I am a good mom, but I am not a perfect one. Motherhood has made me a better person, but therein lies the problem–I am not innately the best person, much less a perfect one. I firmly believe that parenting is not about making the right choice, it’s about making the best choice in that moment, for that moment. I believe this because I think there are a lot of choices that can be right or wrong depending on your situation, your child, and your moment.
Well, here they are–the seven choices I make every day that people complain about.
1. I don’t just let J help with Cub, I made it part of his daily responsibilities.
I know these two will go through phases where they aren’t friends, but I want J to understand that not getting along, not being friends doesn’t change his role as big brother. It is important to me that he knows it is his responsibility to look after the little ones. It is his job to be the person they can turn to-no matter what. Regardless of how it makes other people feel, this is one choice I would never change.
2. I rarely let the kids get messy.
Squishy freaks me out. Enough said.
3. I use time out.
Some people say it’s ineffective. I say, it’s a much-needed break for both the kids and me to calm down.
4. I hover.
“Overprotective,” “helicopter mom,” “strict.” These are just some of the things I’ve been called. Deciding to homeschool only cemented that belief in my critics’ minds. I guess it does seem extreme to pull a kid out of school over the mismanagement of a moderate allergy, but it isn’t. And as far as being strict, I do expect even more of my kids when we are in public or in some one else’s home, but that’s how I was raised. I know that when my parents were told how polite I was how or how well-behaved that it not only made them happy, but it made me feel proud too. I want that standard for my kids.
5. We veg out in front of the TV.
Sometimes for a whole day. (*Gasp*)
6. I set the bar high.
Kids are often capable of more than we give them credit for. Setting the bar high lets them know that I expect their best. This only works because I also take care to learn the appropriate mental, emotional, and physical limits for their ages. I don’t expect more than they are capable of, but I do want them to reach for that “best” every time.
7. I don’t let them whine.
I have actually said to the kids, “I don’t care why you’re crying. Do it in your room.” Keep in mind, this is only used when I know they have nothing to be whining about.

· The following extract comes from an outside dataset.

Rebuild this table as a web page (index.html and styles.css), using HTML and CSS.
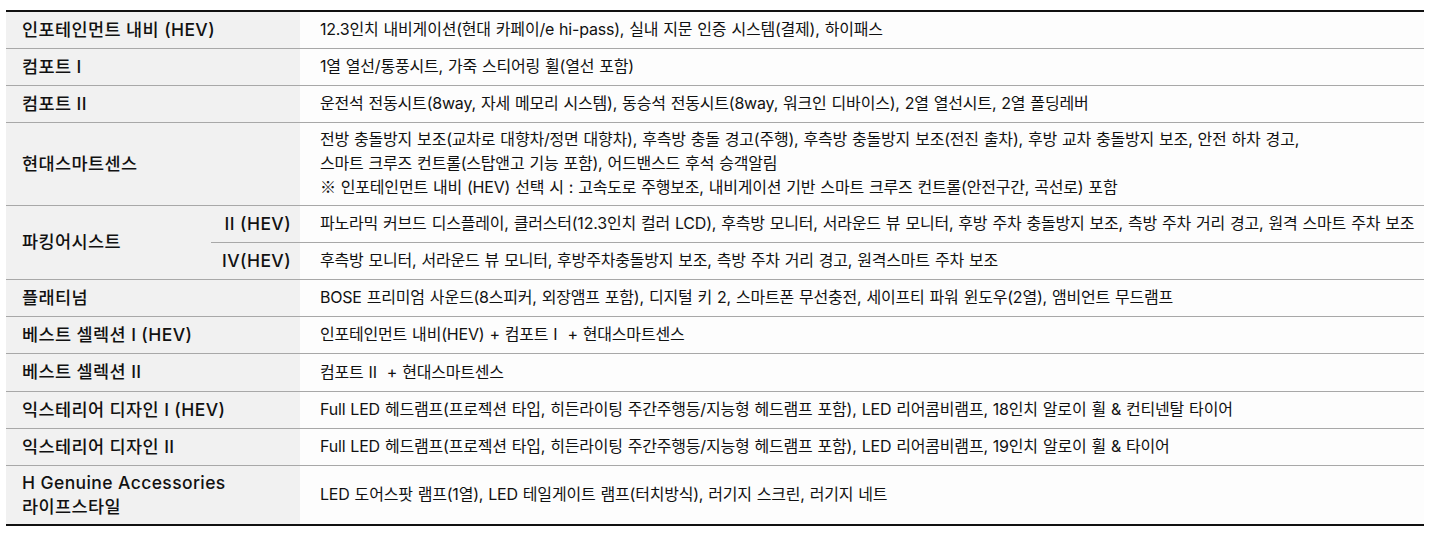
FILE: index.html
```html
<!DOCTYPE html>
<html lang="ko">
<head>
<meta charset="utf-8">
<link rel="stylesheet" href="styles.css">
</head>
<body>
<div class="wrap">
<table class="opts">
  <colgroup><col class="c-head"><col class="c-sub"><col class="c-body"></colgroup>
  <tbody>
    <tr><th colspan="2">인포테인먼트 내비 (HEV)</th><td>12.3인치 내비게이션(현대 카페이/e hi-pass), 실내 지문 인증 시스템(결제), 하이패스</td></tr>
    <tr><th colspan="2">컴포트 I</th><td>1열 열선/통풍시트, 가죽 스티어링 휠(열선 포함)</td></tr>
    <tr><th colspan="2">컴포트 II</th><td>운전석 전동시트(8way, 자세 메모리 시스템), 동승석 전동시트(8way, 워크인 디바이스), 2열 열선시트, 2열 폴딩레버</td></tr>
    <tr><th colspan="2">현대스마트센스</th><td>전방 충돌방지 보조(교차로 대향차/정면 대향차), 후측방 충돌 경고(주행), 후측방 충돌방지 보조(전진 출차), 후방 교차 충돌방지 보조, 안전 하차 경고,<br>스마트 크루즈 컨트롤(스탑앤고 기능 포함), 어드밴스드 후석 승객알림<br><span class="ref">※</span> 인포테인먼트 내비 (HEV) 선택 시 : 고속도로 주행보조, 내비게이션 기반 스마트 크루즈 컨트롤(안전구간, 곡선로) 포함</td></tr>
    <tr><th rowspan="2">파킹어시스트</th><th class="sub">II (HEV)</th><td>파노라믹 커브드 디스플레이, 클러스터(12.3인치 컬러 LCD), 후측방 모니터, 서라운드 뷰 모니터, 후방 주차 충돌방지 보조, 측방 주차 거리 경고, 원격 스마트 주차 보조</td></tr>
    <tr><th class="sub">IV(HEV)</th><td>후측방 모니터, 서라운드 뷰 모니터, 후방주차충돌방지 보조, 측방 주차 거리 경고, 원격스마트 주차 보조</td></tr>
    <tr><th colspan="2">플래티넘</th><td>BOSE 프리미엄 사운드(8스피커, 외장앰프 포함), 디지털 키 2, 스마트폰 무선충전, 세이프티 파워 윈도우(2열), 앰비언트 무드램프</td></tr>
    <tr><th colspan="2">베스트 셀렉션 I (HEV)</th><td>인포테인먼트 내비(HEV) + 컴포트 I &nbsp;+ 현대스마트센스</td></tr>
    <tr><th colspan="2">베스트 셀렉션 II</th><td>컴포트 II &nbsp;+ 현대스마트센스</td></tr>
    <tr><th colspan="2">익스테리어 디자인 I (HEV)</th><td>Full LED 헤드램프(프로젝션 타입, 히든라이팅 주간주행등/지능형 헤드램프 포함), LED 리어콤비램프, 18인치 알로이 휠 &amp; 컨티넨탈 타이어</td></tr>
    <tr><th colspan="2">익스테리어 디자인 II</th><td>Full LED 헤드램프(프로젝션 타입, 히든라이팅 주간주행등/지능형 헤드램프 포함), LED 리어콤비램프, 19인치 알로이 휠 &amp; 타이어</td></tr>
    <tr><th colspan="2">H Genuine Accessories<br>라이프스타일</th><td>LED 도어스팟 램프(1열), LED 테일게이트 램프(터치방식), 러기지 스크린, 러기지 네트</td></tr>
  </tbody>
</table>
</div>
</body>
</html>
```
FILE: styles.css
```css
html, body {
  margin: 0;
  padding: 0;
  background: #ffffff;
}
.wrap {
  padding: 10px 8px 0 6px;
}
.opts {
  width: 1418px;
  border-collapse: collapse;
  table-layout: fixed;
  border-top: 2px solid #111;
  border-bottom: 2px solid #111;
  font-family: "Inter", "Noto Sans CJK KR", sans-serif;
  color: #111;
}
.c-head { width: 205px; }
.c-sub { width: 89px; }
.c-body { width: auto; }
.opts tr {
  height: 37.2px;
}
.opts th, .opts td {
  border-top: 1px solid #a8a8a8;
  vertical-align: middle;
  padding: 5px 0;
}
.opts tr:first-child th, .opts tr:first-child td { border-top: none; }
.opts th {
  background: #f1f1f1;
  text-align: left;
  font-size: 17.5px;
  font-weight: 500;
  line-height: 24px;
  padding-left: 16px;
  letter-spacing: 0.4px;
}
.opts th.sub {
  text-align: right;
  padding-left: 0;
  padding-right: 9px;
}
.opts td {
  background: #fdfdfd;
  font-size: 16px;
  font-weight: 400;
  line-height: 23.5px;
  padding-left: 20px;
  letter-spacing: -0.2px;
  word-spacing: 0.7px;
}
.ref {
  font-family: "Noto Sans CJK KR", sans-serif;
}
```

There you have it. I also do things like breastfeed, cloth diaper and let my kids cry themselves to sleep (when they’re throwing a fit). I answer difficult questions as honestly as possible for their age. We don’t do Santa, etc. I would never, ever, ever let the kids co-sleep. (If they are sick, I’m happy to sit up on the couch with them. If they are sad or scared, I will comfort them in their room, but my bed is for me and my husband. It’s the only precious rectangle of space we can claim as ours.) I admit to my kids when I’ve made a mistake and I apologize.
Here’s what’s great though–I don’t think you have to parent like me to be a good parent.
What are some things you face criticism for? Does it make you reconsider?